Impact of projection-induced optical selection bias on the weak lensing mass calibration of galaxy clusters

TL;DR

The paper addresses a bias in weak-lensing mass calibration for optically selected galaxy clusters caused by projection effects that coherently boost richness $\lambda$ and the lensing signal $\Delta\Sigma(r_p)$. It uses two mock catalogs, MiniUchuu-based HOD and Cardinal Addgals with redMaPPer, to forward-model stacked lensing signals and perform mock mass calibrations. They find a mass calibration bias of about 20–50% on average, rising to 20–80% on large scales ($r_p \gtrsim 3$ Mpc), with Cardinal showing stronger and redshift–richness dependent biases.
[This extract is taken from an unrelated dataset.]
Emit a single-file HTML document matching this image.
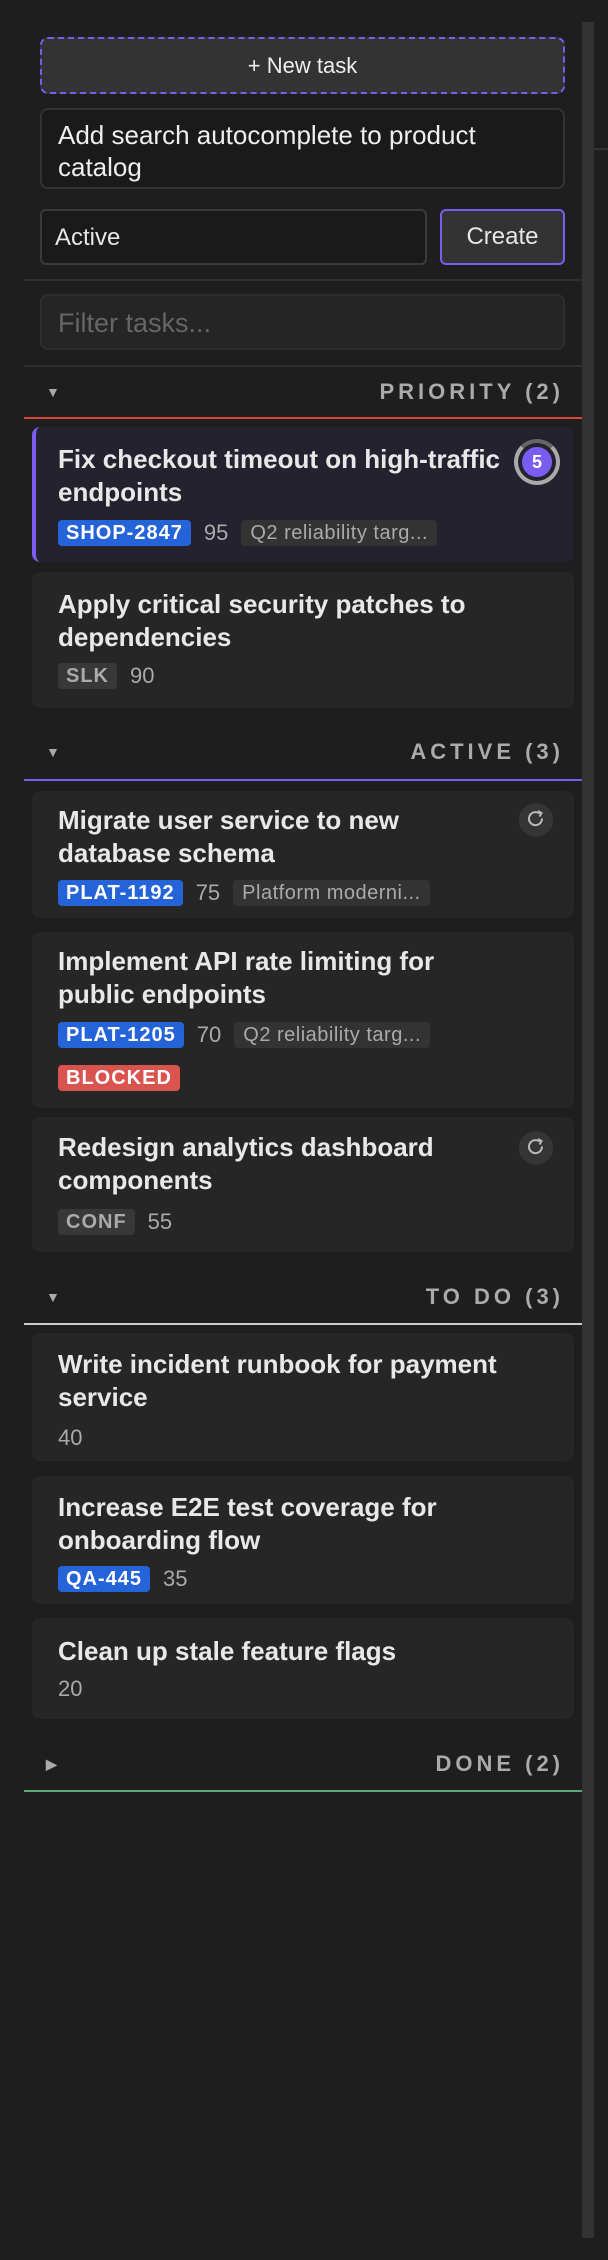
<!DOCTYPE html>
<html><head><style>
*{box-sizing:border-box;margin:0;padding:0}
body{width:608px;height:2260px;background:#1e1e1e;position:relative;overflow:hidden;font-family:"Liberation Sans",sans-serif;color:#e6e6e6}
.a{position:absolute}
.btn{left:40px;width:525px;top:37px;height:57px;border:2px dashed #7b5cf0;border-radius:8px;background:#333;color:#eee;font-size:22px;display:flex;align-items:center;justify-content:center}
.ta{left:40px;width:525px;top:108px;height:81px;border:2px solid #333;border-radius:8px;background:#1a1a1a;font-size:26px;line-height:32px;padding:9px 0 0 16px;color:#eee;white-space:nowrap}
.sel{left:40px;width:387px;top:209px;height:56px;border:2px solid #3a3a3a;border-radius:6px;background:#1a1a1a;font-size:24px;padding:13px 0 0 13px}
.cr{left:440px;width:125px;top:209px;height:56px;border:2px solid #7b5cf0;border-radius:6px;background:#333;font-size:24px;display:flex;align-items:center;justify-content:center}
.div{left:24px;width:558px;height:2px;background:#2e2e2e}
.flt{left:40px;width:525px;top:294px;height:56px;border:2px solid #2e2e2e;border-radius:8px;background:#252525;font-size:27px;color:#666;padding:12px 0 0 16px}
.hd{left:24px;width:558px;height:30px;font-size:22px;font-weight:bold;letter-spacing:4px;color:#aaa;text-align:right;padding-right:18px;line-height:30px}
.tri{position:absolute;left:22px;top:0;font-size:14px;color:#aaa;letter-spacing:0}
.ln{left:24px;width:558px;height:2px}
.card{left:32px;width:542px;background:#262626;border-radius:8px}
.t{position:absolute;left:26px;font-size:26px;line-height:33px;font-weight:bold;color:#e8e8e8;white-space:nowrap}
.row{position:absolute;left:26px;display:flex;align-items:center;gap:13px;height:26px}
.tg{height:26px;line-height:26px;padding:0 8px;border-radius:4px;font-size:20px;font-weight:bold;letter-spacing:1px}
.b{background:#2563d9;color:#fff}.g{background:#383838;color:#aaa}.r{background:#d9534f;color:#fff}
.n{font-size:22px;color:#aaa}
.ep{background:#333;color:#aaa;font-size:20px;height:26px;line-height:26px;padding:0 9px;border-radius:4px;letter-spacing:.5px}
</style></head><body>
<div class="a" style="left:582px;top:22px;width:12px;height:2216px;background:#333"></div>
<div class="a" style="left:594px;top:148px;width:14px;height:2px;background:#333"></div>
<div class="a btn">+ New task</div>
<div class="a ta">Add search autocomplete to product<br>catalog</div>
<div class="a sel">Active</div>
<div class="a cr">Create</div>
<div class="a div" style="top:279px"></div>
<div class="a flt">Filter tasks...</div>
<div class="a div" style="top:365px"></div>

<div class="a hd" style="top:377px"><span class="tri">▼</span>PRIORITY (2)</div>
<div class="a ln" style="top:417px;background:#d9443c"></div>
<div class="a card" style="top:427px;height:135px;background:#25222f;border-left:4px solid #7b5cf0">
<div class="t" style="top:16px;left:22px">Fix checkout timeout on high-traffic<br>endpoints</div>
<div class="row" style="top:93px;left:22px"><span class="tg b">SHOP-2847</span><span class="n">95</span><span class="ep">Q2 reliability targ...</span></div>
<div style="position:absolute;left:478px;top:12px;width:46px;height:46px;border-radius:50%;border:4px solid #aaa;border-top-color:#666"></div>
<div style="position:absolute;left:486px;top:20px;width:30px;height:30px;border-radius:50%;background:#7b5cf0;color:#fff;font-weight:bold;font-size:18px;text-align:center;line-height:30px">5</div>
</div>
<div class="a card" style="top:572px;height:136px">
<div class="t" style="top:16px">Apply critical security patches to<br>dependencies</div>
<div class="row" style="top:91px"><span class="tg g">SLK</span><span class="n">90</span></div>
</div>

<div class="a hd" style="top:737px"><span class="tri">▼</span>ACTIVE (3)</div>
<div class="a ln" style="top:779px;background:#7b5cf0"></div>
<div class="a card" style="top:791px;height:127px">
<div class="t" style="top:13px">Migrate user service to new<br>database schema</div>
<div class="row" style="top:89px"><span class="tg b">PLAT-1192</span><span class="n">75</span><span class="ep">Platform moderni...</span></div>
</div>
<div class="a card" style="top:932px;height:176px">
<div class="t" style="top:13px">Implement API rate limiting for<br>public endpoints</div>
<div class="row" style="top:90px"><span class="tg b">PLAT-1205</span><span class="n">70</span><span class="ep">Q2 reliability targ...</span></div>
<div class="row" style="top:133px"><span class="tg r">BLOCKED</span></div>
</div>
<div class="a card" style="top:1117px;height:135px">
<div class="t" style="top:14px">Redesign analytics dashboard<br>components</div>
<div class="row" style="top:92px"><span class="tg g">CONF</span><span class="n">55</span></div>
</div>
<svg class="a" style="left:518px;top:802px" width="36" height="36" viewBox="0 0 36 36"><circle cx="18" cy="18" r="17" fill="#353535"/><path d="M24 16.5a6.5 6.5 0 1 1-2.5-5" fill="none" stroke="#bbb" stroke-width="2"/><path d="M20 9l3.5 2-2 3.5" fill="none" stroke="#bbb" stroke-width="2"/></svg>
<svg class="a" style="left:518px;top:1130px" width="36" height="36" viewBox="0 0 36 36"><circle cx="18" cy="18" r="17" fill="#353535"/><path d="M24 16.5a6.5 6.5 0 1 1-2.5-5" fill="none" stroke="#bbb" stroke-width="2"/><path d="M20 9l3.5 2-2 3.5" fill="none" stroke="#bbb" stroke-width="2"/></svg>

<div class="a hd" style="top:1282px"><span class="tri">▼</span>TO DO (3)</div>
<div class="a ln" style="top:1323px;background:#ccc"></div>
<div class="a card" style="top:1333px;height:128px">
<div class="t" style="top:15px">Write incident runbook for payment<br>service</div>
<div class="row" style="top:92px"><span class="n">40</span></div>
</div>
<div class="a card" style="top:1476px;height:128px">
<div class="t" style="top:15px">Increase E2E test coverage for<br>onboarding flow</div>
<div class="row" style="top:90px"><span class="tg b">QA-445</span><span class="n">35</span></div>
</div>
<div class="a card" style="top:1618px;height:101px">
<div class="t" style="top:17px">Clean up stale feature flags</div>
<div class="row" style="top:58px"><span class="n">20</span></div>
</div>

<div class="a hd" style="top:1749px"><span class="tri">▶</span>DONE (2)</div>
<div class="a ln" style="top:1790px;background:#5fa878"></div>
</body></html>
The authors argue this selection bias dominates current systematics and advocate simulation-based forward modeling and multiwavelength, multi-probe strategies to mitigate and self-calibrate.

Abstract

Weak gravitational lensing signals of optically identified clusters are impacted by a selection bias -- halo triaxiality and large-scale structure along the line of sight simultaneously boost the lensing signal and richness (the inferred number of galaxies associated with a cluster). As a result, a cluster sample selected by richness has a mean lensing signal higher than expected from its mean mass, and the inferred mass will be biased high. This selection bias is currently limiting the accuracy of cosmological parameters derived from optical clusters. In this paper, we quantify the bias in mass calibration due to this selection bias. Using two simulations, MiniUchuu and Cardinal, with different galaxy models and cluster finders, we find that the selection bias leads to an overestimation of lensing mass at a 20-50% level, with a larger bias 20-80% for large-scale lensing (>3 Mpc). Even with a conservative projection model, the impact of selection bias significantly outweighs the impact of other currently known cluster lensing systematics. We urge the cluster community to account for this bias in all future optical cluster cosmology analyses, and we discuss strategies for mitigating this bias.

Figures (3)

• Figure 1: Stacked lensing signal derived from the MiniUchuu-based mock (black) in four richness bins at $z=0.3$, with richness modeled by counts-in-cylinders ($\pm 30~h^{-1} \rm cMpc$ distance uncertainties). The red curves show the analytic predictions based on the mean mass and concentration of halos in each bin. The mean lensing signals of richness-selected clusters are biased high, and the bias is higher on large scales than on small scales.
• Figure 2: Analogous to Fig. \ref{['fig:cylinder_richness_lensing']} but for Cardinal, based on the Addgals galaxy model and the redMaPPer cluster finder. The lensing bias persists across all scales and is stronger than that shown in Fig. \ref{['fig:cylinder_richness_lensing']}.
• Figure 3: Fractional mass bias resulted from projection-induced selection bias, for the MiniUchuu mock (left) and Cardinal (right). We fit the analytic model to the mock lensing signals. The points and error bars correspond to the posterior means and 68% credible intervals. The top panels use radial range [0.2 Mpc, 3 Mpc), the middle panels use [3 Mpc, 30 Mpc), while the bottom panels combine both radial ranges. Cardinal tends to have larger mass biases than MiniUchuu. For Cardinal, the bias is higher for high-redshift and low-richness clusters.